If you are interested in the topic of ending GBVH in the fashion industry, I am doing a talk about this on the 4th March - in English with German translation.
NOTES FROM THE PROFIT MARGINS:
The garment industry is really on the boil at the moment - with widespread strikes and violence, and the first anniversary of the military coup in Myanmar. These are some of the things I am keeping my eye on in the industry right now:
- This report on the awful news that three people have been killed and forty or more injured at the Uniworld Footwear factory in Bangladesh. The factory is reported to make shoes for export to North America, and is located in Ashulia, the industrial district that also housed the Tazreen factory where at least 112 people died in a fire in 2012.

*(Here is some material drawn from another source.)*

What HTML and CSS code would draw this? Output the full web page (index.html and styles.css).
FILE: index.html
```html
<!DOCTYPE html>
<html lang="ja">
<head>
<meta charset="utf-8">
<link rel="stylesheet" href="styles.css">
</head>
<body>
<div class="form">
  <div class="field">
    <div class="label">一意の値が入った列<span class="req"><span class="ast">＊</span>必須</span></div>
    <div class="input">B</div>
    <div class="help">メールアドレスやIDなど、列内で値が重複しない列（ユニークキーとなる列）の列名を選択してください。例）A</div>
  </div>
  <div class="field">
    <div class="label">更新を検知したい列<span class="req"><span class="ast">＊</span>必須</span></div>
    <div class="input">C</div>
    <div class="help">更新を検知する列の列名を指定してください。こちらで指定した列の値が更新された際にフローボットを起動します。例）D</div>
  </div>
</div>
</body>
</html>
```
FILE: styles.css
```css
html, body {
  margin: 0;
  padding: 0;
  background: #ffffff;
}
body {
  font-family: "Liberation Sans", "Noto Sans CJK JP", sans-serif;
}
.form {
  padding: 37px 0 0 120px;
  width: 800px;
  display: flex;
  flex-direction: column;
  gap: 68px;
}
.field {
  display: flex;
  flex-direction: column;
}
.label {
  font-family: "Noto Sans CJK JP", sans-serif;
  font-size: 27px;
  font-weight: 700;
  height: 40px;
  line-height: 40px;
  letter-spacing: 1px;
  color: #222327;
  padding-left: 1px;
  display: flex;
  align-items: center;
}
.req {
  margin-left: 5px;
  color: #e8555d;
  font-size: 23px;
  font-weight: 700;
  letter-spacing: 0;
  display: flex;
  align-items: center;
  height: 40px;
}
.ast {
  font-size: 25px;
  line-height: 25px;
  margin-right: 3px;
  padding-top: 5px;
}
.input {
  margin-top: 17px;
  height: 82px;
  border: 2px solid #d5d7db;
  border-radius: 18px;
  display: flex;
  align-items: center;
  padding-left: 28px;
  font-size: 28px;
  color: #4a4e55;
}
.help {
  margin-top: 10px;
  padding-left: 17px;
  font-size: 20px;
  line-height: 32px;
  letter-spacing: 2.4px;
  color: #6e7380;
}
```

- Also in Bangladesh, the murder trial of those accused of being responsible for the Rana Plaza factory collapse has restarted after a break of five years.
- I thought this was a great round up from Frontier Myanmar on the struggle for workers rights during the ongoing coup. The latest figures show 1,582 people have been killed by the Generals in the year since the coup, with a further 9,378 arrested. In the ugly way conflicts are often intertwined, Frontier also report that the Generals have been sold their weaponry by both Russia and Ukraine.

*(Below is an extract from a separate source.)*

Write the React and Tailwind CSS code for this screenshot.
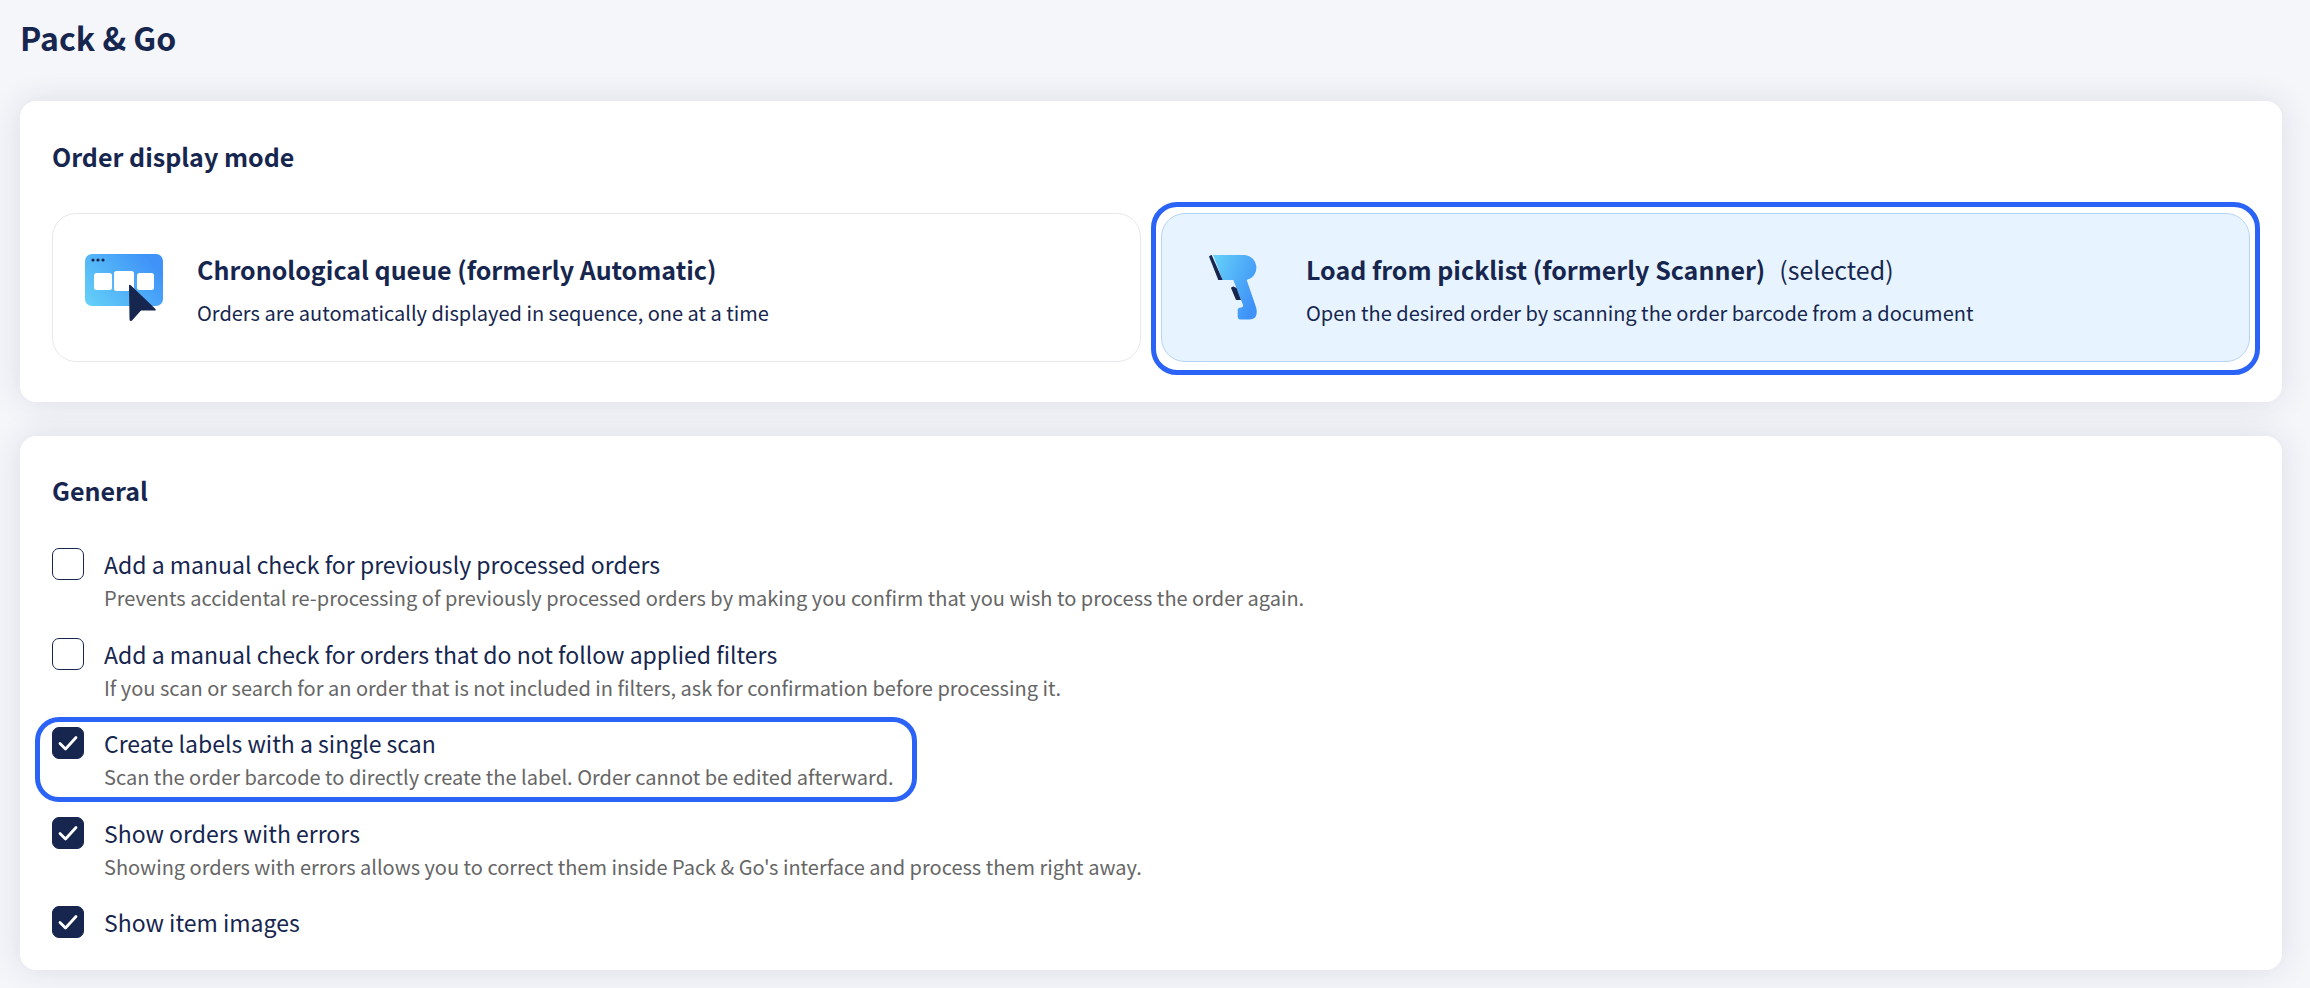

- This article on Maxiben Lazarre, a journalist who was shot dead in Haiti while covering strikes by garment workers who want the minimum wage raised from $5 a day to $15 a day. An investigation is now taking place into whether this was a police shooting. (Warning - graphic photos.)
- Reports that thousands of garment and footwear workers staged nearly 30 strikes in Viet Nam over the Lunar New Year celebrations, demanding higher wages and other benefits
- More from Sneaker Hunt on how Nike may be breaking German law by destroying new goods under the guise of a 'recycling' programme.
- This OECD panel, with Global South women trade union leaders, on tackling the fashion industry's lack of accountability.
I am now off to join the picket line at Central St Martins University in Kings Cross. I was supposed to be doing a guest lecture there today but as University and College Union (UCU) are on strike I will not cross the picket line.
In solidarity, and in full condemnation of this war, Tansy.
p.s. 'The journey of writing—of mourning—has no final destination.' I know a number of you subscribed after reading my obituary for Neil Faulkner. If you are grieving, I found this article on losing a mentor helpful.
p.p.s. This is why the UCU strike is taking place at the University of the Arts (UAL) which includes many major UK fashion schools:
1. Falling pay. Since 2009, university staff pay has been effectively cut by nearly 20% in real terms.
2. Unsafe workloads. On average staff at universities perform 2 days’ unpaid work every week. This is completely unsustainable and has a serious impact on staff’s stress levels and health, and ability to support students in the way staff would like to.
3. Precarious employment practices. Casual contracts – staff employed on hourly or fixed-term and other non-permanent contracts – remain widespread. 2,300 of our lecturers at UAL are on insecure contracts and living with high levels of uncertainty from year to year. Across the sector the majority of those on temporary contracts do 45% of their work unpaid.
4. The gender and ethnicity pay gap. The universities’ own analysis highlights that women and black and minority ethnic staff experience significant pay discrimination. At UAL it is BAME staff who are suffering this worst.